Buckle up, folks, because here’s another long post. This time, about Christopher Columbus and Trump’s latest proclamation, trying to put Columbus back atop a flawed pedestal.
On October 9th, Trump issued “Proclamation on Columbus Day, 2020,” wherein he says:
“Sadly, in recent years, radical activists have sought to undermine Christopher Columbus’s legacy. These extremists seek to replace discussion of his vast contributions with talk of failings, his discoveries with atrocities, and his achievements with transgressions. Rather than learn from our history, this radical ideology and its adherents seek to revise it, deprive it of any splendor, and mark it as inherently sinister.”1
I wonder if Trump realizes that when he says “radical activists,” he’s referring to written historical documents and evidence clearly laying out that Columbus’s legacy is one of genocide, rape, kidnapping, and slavery. In reality, us “radical activists” are shining light on this “great Italian,” to use Trump’s words of admiration, and what he did to the peoples and lands he “discovered.”

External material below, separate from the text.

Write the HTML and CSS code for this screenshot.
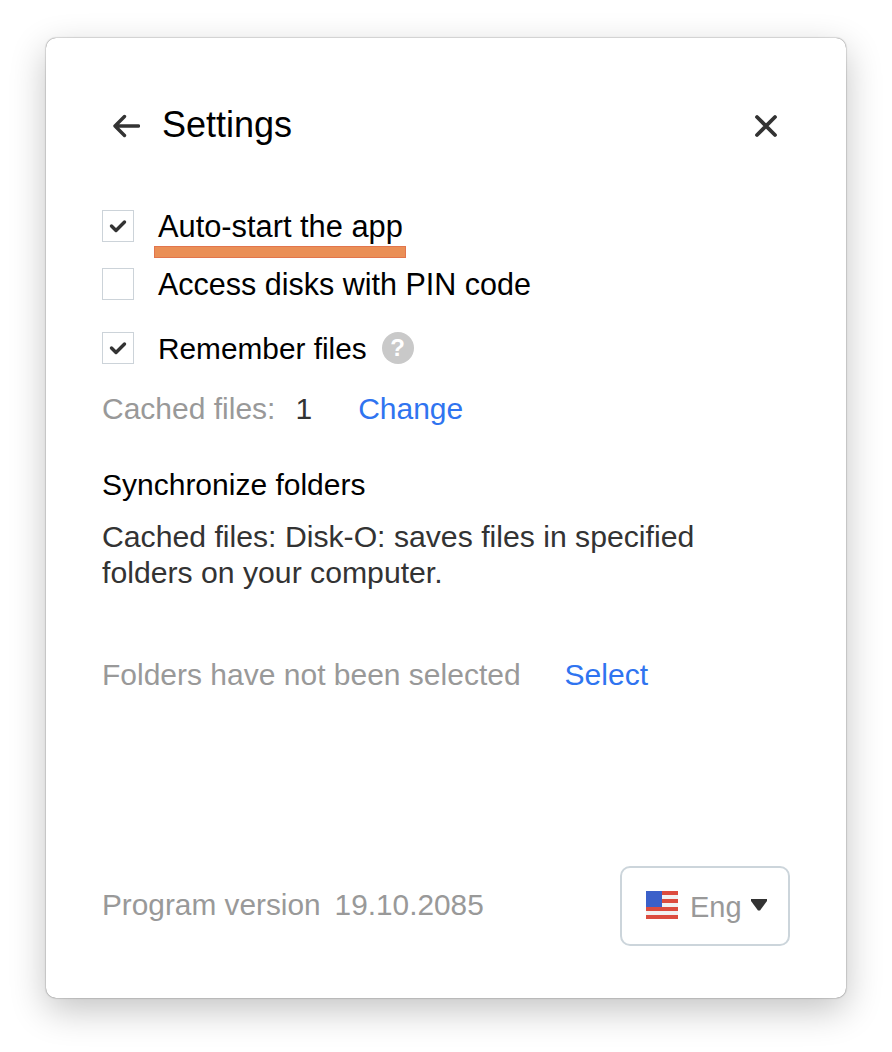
FILE: index.html
```html
<!DOCTYPE html>
<html lang="en">
<head>
<meta charset="utf-8">
<title>Settings</title>
<link rel="stylesheet" href="styles.css">
</head>
<body>
<main class="card">
  <header class="head">
    <svg class="back" width="28" height="24" viewBox="0 0 28 24"><path d="M26.500 12H3M12.500 2.500L3 12l9.500 9.500" fill="none" stroke="#333" stroke-width="3.400" stroke-linecap="round" stroke-linejoin="round"/></svg>
    <h1 class="title">Settings</h1>
    <svg class="close" width="24" height="24" viewBox="0 0 24 24"><path d="M3 3l18 18M21 3L3 21" fill="none" stroke="#333" stroke-width="3.800" stroke-linecap="round"/></svg>
  </header>

  <div class="row row-first">
    <span class="box"><svg width="30" height="30" viewBox="0 0 30 30"><path d="M8.500 15l4.500 4.500 8.500-8.500" fill="none" stroke="#333" stroke-width="3.400" stroke-linecap="round" stroke-linejoin="round"/></svg></span>
    <span class="label label-auto">Auto-start the app<i class="mark"></i></span>
  </div>
  <div class="row row-second">
    <span class="box"></span>
    <span class="label label-pin">Access disks with PIN code</span>
  </div>
  <div class="row row-third">
    <span class="box"><svg width="30" height="30" viewBox="0 0 30 30"><path d="M8.500 15l4.500 4.500 8.500-8.500" fill="none" stroke="#333" stroke-width="3.400" stroke-linecap="round" stroke-linejoin="round"/></svg></span>
    <span class="label label-files">Remember files</span>
    <span class="help">?</span>
  </div>

  <div class="cached">
    <span class="muted">Cached files:</span>
    <span class="count">1</span>
    <a class="link">Change</a>
  </div>

  <h2 class="subhead">Synchronize folders</h2>
  <p class="desc">Cached files: Disk-O: saves files in specified<br>folders on your computer.</p>

  <div class="folders">
    <span class="muted">Folders have not been selected</span>
    <a class="link">Select</a>
  </div>

  <footer class="foot">
    <div class="version">
      <span class="muted">Program version</span>
      <span class="muted">19.10.2085</span>
    </div>
    <button class="lang">
      <svg class="flag" width="32" height="28" viewBox="0 0 32 28">
        <rect width="32" height="28" fill="#f2f2f2"/>
        <rect y="0" width="32" height="4" fill="#dc4c3f"/>
        <rect y="8" width="32" height="4" fill="#dc4c3f"/>
        <rect y="16" width="32" height="4" fill="#dc4c3f"/>
        <rect y="24" width="32" height="4" fill="#dc4c3f"/>
        <rect width="16" height="16" fill="#3b60c9"/>
      </svg>
      <span class="lang-text">Eng</span>
      <svg class="caret" width="16" height="12" viewBox="0 0 16 12"><path d="M0 0h16v2L9 11.500H7L0 2z" fill="#333"/></svg>
    </button>
  </footer>
</main>
</body>
</html>
```

FILE: styles.css
```css
* { box-sizing: border-box; }

html, body {
  margin: 0;
  height: 100%;
  background: #fff;
}

body {
  padding: 38px 46px 54px;
  font-family: "Liberation Sans", Arial, sans-serif;
  font-size: 30px;
  color: #000;
  overflow: hidden;
}

.card {
  width: 800px;
  height: 960px;
  padding: 0 56px;
  background: #fff;
  border-radius: 10px;
  display: flex;
  flex-direction: column;
  box-shadow: 0 0 1px rgba(0, 0, 0, 0.55), 0 0 2px rgba(0, 0, 0, 0.25), 0 12px 36px rgba(0, 0, 0, 0.24);
}

.head {
  display: flex;
  align-items: center;
  height: 48px;
  margin-top: 64px;
}

.back { margin-left: 10px; }

.title {
  margin: -3px 0 0 22px;
  font-size: 36px;
  font-weight: 400;
  line-height: 48px;
}

.close {
  margin-left: auto;
  margin-right: 12px;
}

.row {
  display: flex;
  align-items: center;
  height: 32px;
}

.row-first { margin-top: 60px; }
.row-second { margin-top: 26px; }
.row-third { margin-top: 32px; }

.box {
  flex: none;
  width: 32px;
  height: 32px;
  background: #fff;
  border: 1px solid #ccd3d9;
  display: flex;
  align-items: center;
  justify-content: center;
}

.label {
  position: relative;
  margin-left: 24px;
  line-height: 32px;
  white-space: nowrap;
}

.label-auto {
  font-size: 30.800px;
  top: 1px;
}

.label-pin { font-size: 30.500px; }

.label-files {
  font-size: 29.800px;
  top: 1px;
}

.mark {
  position: absolute;
  left: -4px;
  top: 35px;
  width: 252px;
  height: 12px;
  background: #ea8f56;
  border: 1px solid #e2754d;
}

.help {
  flex: none;
  width: 32px;
  height: 32px;
  margin-left: 15px;
  border-radius: 50%;
  background: #c9c9c9;
  color: #fff;
  font-size: 24px;
  font-weight: 700;
  line-height: 32px;
  text-align: center;
}

.cached {
  display: flex;
  align-items: center;
  height: 36px;
  margin-top: 27px;
}

.muted {
  color: #999;
  white-space: nowrap;
}

.count {
  margin-left: 20px;
  color: #333;
}

.cached .link { margin-left: 46px; }

.link {
  color: #2f74f0;
  white-space: nowrap;
}

.subhead {
  margin: 40px 0 0;
  font-size: 30px;
  font-weight: 400;
  line-height: 36px;
}

.desc {
  margin: 16px 0 0;
  color: #333;
  font-size: 30.200px;
  line-height: 36px;
}

.folders {
  display: flex;
  align-items: center;
  height: 36px;
  margin-top: 66px;
}

.folders .link { margin-left: 44px; }

.foot {
  display: flex;
  align-items: center;
  justify-content: space-between;
  margin-top: auto;
  margin-bottom: 52px;
}

.version {
  display: flex;
  gap: 14px;
  margin-top: -2px;
  font-size: 29.800px;
}

.lang {
  width: 170px;
  height: 80px;
  padding: 0 0 0 24px;
  background: #fff;
  border: 2px solid #ccd5db;
  border-radius: 10px;
  display: flex;
  align-items: center;
  font: inherit;
}

.flag { flex: none; margin-top: -2px; }

.lang-text {
  margin-left: 12px;
  color: #999;
  font-size: 29px;
  margin-top: 2px;
}

.caret {
  flex: none;
  margin-left: 9px;
  margin-top: -2px;
}
```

First off, let’s set the stage for how the Spanish explorers typically handled new peoples they encountered for the first time.

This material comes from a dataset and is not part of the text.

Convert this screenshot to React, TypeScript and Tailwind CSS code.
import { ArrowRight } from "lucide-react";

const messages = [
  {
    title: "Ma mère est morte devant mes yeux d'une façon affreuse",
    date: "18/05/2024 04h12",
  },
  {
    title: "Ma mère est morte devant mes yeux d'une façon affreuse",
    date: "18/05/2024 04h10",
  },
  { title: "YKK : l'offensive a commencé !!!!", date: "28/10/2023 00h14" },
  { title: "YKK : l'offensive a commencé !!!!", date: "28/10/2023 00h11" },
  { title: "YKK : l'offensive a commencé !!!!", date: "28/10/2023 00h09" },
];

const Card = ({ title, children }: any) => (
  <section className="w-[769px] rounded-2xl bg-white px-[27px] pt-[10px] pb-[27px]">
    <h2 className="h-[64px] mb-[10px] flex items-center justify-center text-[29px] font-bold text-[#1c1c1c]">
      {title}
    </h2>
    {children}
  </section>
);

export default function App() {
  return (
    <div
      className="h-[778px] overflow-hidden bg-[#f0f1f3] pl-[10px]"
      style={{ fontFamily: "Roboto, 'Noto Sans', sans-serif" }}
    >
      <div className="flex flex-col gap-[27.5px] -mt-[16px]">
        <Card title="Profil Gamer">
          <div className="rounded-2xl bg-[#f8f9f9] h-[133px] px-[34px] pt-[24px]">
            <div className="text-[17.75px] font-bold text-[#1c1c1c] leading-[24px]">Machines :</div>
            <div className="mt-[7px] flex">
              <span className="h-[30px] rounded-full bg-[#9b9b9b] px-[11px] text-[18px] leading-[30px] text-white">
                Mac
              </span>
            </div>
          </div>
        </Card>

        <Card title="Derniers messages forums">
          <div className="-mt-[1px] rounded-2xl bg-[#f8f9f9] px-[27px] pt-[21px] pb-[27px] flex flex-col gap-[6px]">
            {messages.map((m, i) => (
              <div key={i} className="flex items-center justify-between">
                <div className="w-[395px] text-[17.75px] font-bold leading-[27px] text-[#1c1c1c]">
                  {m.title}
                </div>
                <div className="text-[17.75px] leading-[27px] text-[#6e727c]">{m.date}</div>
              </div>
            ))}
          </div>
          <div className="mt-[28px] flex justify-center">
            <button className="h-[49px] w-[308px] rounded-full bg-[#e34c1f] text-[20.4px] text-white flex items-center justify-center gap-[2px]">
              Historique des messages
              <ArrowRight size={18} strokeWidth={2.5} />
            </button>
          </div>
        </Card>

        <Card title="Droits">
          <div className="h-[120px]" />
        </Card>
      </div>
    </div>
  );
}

Europeans in Columbus’s time were fanatical about spreading the good word of Jesus and Christianity to everybody they could. So when Spanish explorers came across a new tribe of peoples who were unknown to them, they would read what they referred to as “the Requirement” to these new people. One version recorded by history reads as follows:
“I implore you to recognize the Church as a lady and in the name of the Pope take the King as lord of this land and obey his mandates. If you do not do it, I tell you that with the help of God I will enter powerfully against you all. I will make ware everywhere and every way that I can. I will subject you to the yoke and obedience to the Church and to his majesty. I will take your women and children and make them slaves. The deaths and injuries that you will receive from here on will be your own fault and not that of his majesty nor of the gentlemen that company me.” 2
Oh, teensy important note on the reading of the Requirement. It was read to these new people in Spanish, which as you could imagine, sounded like gibberish to tribes of native peoples who had their own dialect and zero experience with Europeans, let alone, the Spanish language.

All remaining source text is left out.